The Winter War
- A book cover of the English translation.
- Author: Antti Tuuri
- Original title: Finnish: Talvisota
- Translator: Richard Impola
- Language: Finnish
- Series: Ostrobothnia series
- Genre: War novel
- Publisher: Otava (Finnish) Aspasia Books (English)
- Publication date: 1984
- Publication place: Finland
- Published in English: 2003
- Media type: Print (hardback & paperback) & audio book (cassette, CD, ebook)
- Pages: 242 pp (Finnish) 208 pp (English)
- ISBN: 0-9731053-7-2
- OCLC: 53793184
- Preceded by: A Day in Ostrobothnia
- Followed by: American High Street

= The Winter War (novel) =

1984 war novel by Antti Tuuri

The Winter War (Talvisota) is a 1984 Finnish war novel by Antti Tuuri. It is part of the Ostrobothnia book series and it tells the story of Martti Hakala about his experiences in the Winter War. An English translation by Richard Impola was released in 2003.

== Plot ==
The war path of Martti Hakala (who acts as the narrator of the book) and his younger brother Paavo Hakala begins on October 13, 1939, when the men go with other conscripts from Kauhava for extra refresher training. The Hakala brothers are placed in the infantry regiment 23, which was made up of people from Ostrobothnia, and was commanded by lieutenant colonel Matti Laurila.

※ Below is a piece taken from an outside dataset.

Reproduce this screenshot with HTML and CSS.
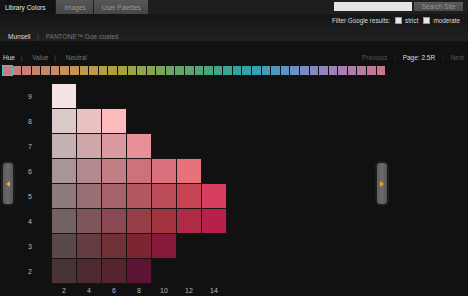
FILE: index.html
```html
<!DOCTYPE html>
<html lang="en">
<head>
    <meta charset="UTF-8">
    <title>Library Colors - Munsell</title>
    <link rel="stylesheet" href="styles.css">
</head>
<body>
    <div class="topbar">
        <div class="tabs">
            <div class="tab active">Library Colors</div>
            <div class="tab">Images</div>
            <div class="tab">User Palettes</div>
        </div>
        <div class="search">
            <div class="search-input"></div>
            <div class="search-btn">Search Site</div>
        </div>
    </div>

    <div class="header">
        <div class="filter">
            Filter Google results:
            <span class="check"></span> strict
            <span class="check"></span> moderate
        </div>
        <div class="sources">
            <span class="current">Munsell</span>
            <span class="sep">|</span>
            <span>PANTONE™ Goe coated</span>
        </div>
    </div>

    <div class="nav">
        <div class="modes">
            <span class="current">Hue</span>
            <span class="sep">|</span>
            <span>Value</span>
            <span class="sep">|</span>
            <span>Neutral</span>
        </div>
        <div class="pager">
            <span>Previous</span>
            <span class="sep">:</span>
            <span class="current">Page: 2.5R</span>
            <span class="sep">:</span>
            <span>Next</span>
        </div>
    </div>

    <div id="hues" class="hues"></div>

    <div class="chart">
        <div class="arrow left"><span></span></div>
        <div id="grid" class="grid"></div>
        <div class="arrow right"><span></span></div>
    </div>

    <script>
        // Hue strip: key colours, filled in between
        const hueKeys = [
            [0, '#c77a80'], [3, '#c7836f'], [6, '#c49160'], [9, '#bb9a48'],
            [11, '#ae9f3e'], [13, '#9da344'], [15, '#85a450'], [18, '#63a46a'],
            [21, '#4aa480'], [24, '#35a2a0'], [26, '#3aa0b0'], [28, '#4c98c0'],
            [30, '#6a90c4'], [32, '#8587c0'], [34, '#9c80b8'], [36, '#b07ca8'],
            [38, '#bf7894'], [39, '#c67888']
        ];

        function hex(c) {
            return [1, 3, 5].map(i => parseInt(c.substr(i, 2), 16));
        }

        const hues = document.getElementById('hues');
        for (let i = 0; i < 40; i++) {
            let k = 0;
            while (hueKeys[k + 1] && hueKeys[k + 1][0] <= i) k++;
            const a = hueKeys[k];
            const b = hueKeys[k + 1] || a;
            const t = b[0] === a[0] ? 0 : (i - a[0]) / (b[0] - a[0]);
            const ca = hex(a[1]), cb = hex(b[1]);
            const rgb = ca.map((v, j) => Math.round(v + (cb[j] - v) * t));
            const sw = document.createElement('div');
            sw.className = 'swatch' + (i === 0 ? ' selected' : '');
            sw.style.background = 'rgb(' + rgb.join(',') + ')';
            hues.appendChild(sw);
        }

        // Munsell 2.5R page: value -> chroma 2, 4, 6 ...
        const page = [
            [9, ['#f5e2e2']],
            [8, ['#dbc9c8', '#e9c1c3', '#fcb9be']],
            [7, ['#c5b1b2', '#d0a6a8', '#da999e', '#e88f97']],
            [6, ['#a99597', '#b58a8e', '#c17e84', '#cc7279', '#d8717b', '#e8727a']],
            [5, ['#8f7b7d', '#9a6f74', '#a6636b', '#b15860', '#bc4c58', '#c84353', '#d63d5e']],
            [4, ['#746163', '#7f555a', '#8a4950', '#963d47', '#a1333f', '#ae2b46', '#b8204c']],
            [3, ['#5b484a', '#653c41', '#703038', '#7b2631', '#861a3a']],
            [2, ['#483436', '#4e2a30', '#55242c', '#5c1434']]
        ];

        const grid = document.getElementById('grid');
        page.forEach(function(row) {
            const label = document.createElement('div');
            label.className = 'row-label';
            label.textContent = row[0];
            grid.appendChild(label);
            for (let c = 0; c < 7; c++) {
                const cell = document.createElement('div');
                cell.className = 'cell';
                if (row[1][c]) {
                    cell.classList.add('filled');
                    cell.style.background = row[1][c];
                }
                grid.appendChild(cell);
            }
        });

        grid.appendChild(document.createElement('div'));
        [2, 4, 6, 8, 10, 12, 14].forEach(function(n) {
            const label = document.createElement('div');
            label.className = 'col-label';
            label.textContent = n;
            grid.appendChild(label);
        });
    </script>
</body>
</html>
```

FILE: styles.css
```css
body {
    margin: 0;
    width: 468px;
    height: 296px;
    overflow: hidden;
    background-color: #111;
    font-family: 'Liberation Sans', Arial, sans-serif;
    font-size: 6.5px;
    color: #777;
}
.topbar {
    display: flex;
    justify-content: space-between;
    height: 14px;
    background-color: #1e1e1e;
}
.tabs {
    display: flex;
}
.tab {
    display: flex;
    align-items: center;
    padding: 0 7px 0 8px;
    margin-right: 1px;
    background: linear-gradient(#575757, #464646);
    color: #999;
}
.tab.active {
    background: #121212;
    color: #e6e6e6;
    padding: 0 10px 0 5px;
}
.search {
    display: flex;
    align-items: flex-start;
    gap: 2px;
    padding: 2px 5px 0 0;
}
.search-input {
    width: 78px;
    height: 9px;
    background-color: #e4e4e4;
}
.search-btn {
    width: 49px;
    height: 9px;
    line-height: 9px;
    text-align: center;
    background: linear-gradient(#5a5a5a, #4a4a4a);
    color: #999;
}
.header {
    height: 27px;
    background: linear-gradient(#161616, #212121);
}
.filter {
    display: flex;
    justify-content: flex-end;
    align-items: center;
    gap: 3px;
    padding: 3px 8px 0 0;
    color: #ddd;
    font-size: 6.3px;
}
.check {
    display: inline-block;
    width: 5px;
    height: 5px;
    margin-left: 2px;
    background-color: #e8e8e8;
    border: 1px solid #999;
}
.sources {
    padding: 9px 0 0 8px;
}
.sources span, .modes span, .pager span {
    margin-right: 5px;
}
.current {
    color: #ddd;
}
.sep {
    color: #555;
}
.nav {
    display: flex;
    justify-content: space-between;
    padding: 13px 4px 0 3px;
    height: 11px;
}
.modes .sep {
    margin-right: 8px;
}
.modes span:not(.sep) {
    margin-right: 4px;
}
.pager span {
    margin-right: 0;
    margin-left: 5px;
}
.pager span:not(.current) {
    color: #555;
}
.hues {
    display: flex;
    gap: 1px;
    width: 382px;
    height: 9px;
    margin: 1px 0 0 3px;
}
.swatch {
    flex: 1;
}
.swatch.selected {
    outline: 1px solid #45c6c6;
}
.chart {
    display: flex;
    align-items: flex-start;
    width: 387px;
    padding-left: 3px;
    box-sizing: border-box;
    margin-top: 9px;
}
.grid {
    display: grid;
    grid-template-columns: 38px repeat(7, 24px);
    grid-template-rows: repeat(8, 24px) 12px;
    gap: 1px;
    margin-right: auto;
}
.cell.filled {
    box-shadow: 0 0 0 1px #1c1214;
}
.row-label, .col-label {
    display: flex;
    align-items: center;
    justify-content: center;
    color: #bbb;
    font-size: 7px;
}
.row-label {
    padding-right: 4px;
}
.col-label {
    padding-top: 1px;
}
.arrow {
    display: flex;
    align-items: center;
    justify-content: center;
    width: 10px;
    height: 41px;
    margin-top: 79px;
    border-radius: 3px;
    background: linear-gradient(90deg, #5c5c5c, #6a6a6a, #555);
    box-shadow: 0 0 0 2px #1d1d1d;
}
.arrow span {
    width: 0;
    height: 0;
    border-top: 3px solid transparent;
    border-bottom: 3px solid transparent;
}
.arrow.left span {
    border-right: 4px solid #f0a030;
}
.arrow.right span {
    border-left: 4px solid #f0a030;
}
```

The regiment is concentrated by train transport and foot marches to the Karelian Isthmus. Before the outbreak of war, the regiment trains and participates in fortification works in the villages of Unnunkoski and Konnitsa. In Konnitsa, a romance develops between Paavo Hakala and a local young woman, which ends when the woman's family leaves for the evacuation center. At the same time, Paavo also has a romance with a neighbor's girl.

After the outbreak of the Winter War, the regiment is ordered to the front line in the open field of Terenttilä in Metsäpirtti on Independence Day. In Terenttilä, Martti and Paavo fight successfully against the Red Army. Martti Hakala describes the warfare very accurately. Paavo Hakala is wounded in Terenttilä and goes on home leave. Shortly after returning from home vacation, Paavo dies by a direct hit from enemy artillery in front of Martti's eyes. Martti is deeply affected by his brother's death, but in the reality of war there is no possibility to mourn. Martti finds love letters in Paavo's belongings that Paavo received from a woman he met in the village of Konnitsa. To protect his brother's reputation, Martti burns the letters.

The regiment will be moved from the fields of Terenttilä to rest on Boxing Day. Martti gets to visit home on vacation during his rest. After the holiday, Martti's team will spend some time renovating the rear lines of the Taipale front. After this, the regiment is quickly transferred to the Äyräpää front. The regiment experiences very heavy losses in Äyräpää and the entire front is close to collapse. Martti and the rest of the regiment are at the limit of their fighting ability. The coming of peace on March 13, 1940 saves Martti and the rest of the regiment's depleted men.

In the last sentences of the book, Martti describes the great bitterness he experienced at how, despite the great losses, the Finnish Army had to withdraw to the borders according to the Moscow Peace Treaty and hand over the territories it defended to the Soviet Union.

== Film adaptation ==

In 1989, a film adaptation based on the novel was released, directed by Pekka Parikka and starring by Taneli Mäkelä, Vesa Vierikko and Timo Torikka. Tuuri also participated in the making of the film as a screenwriter.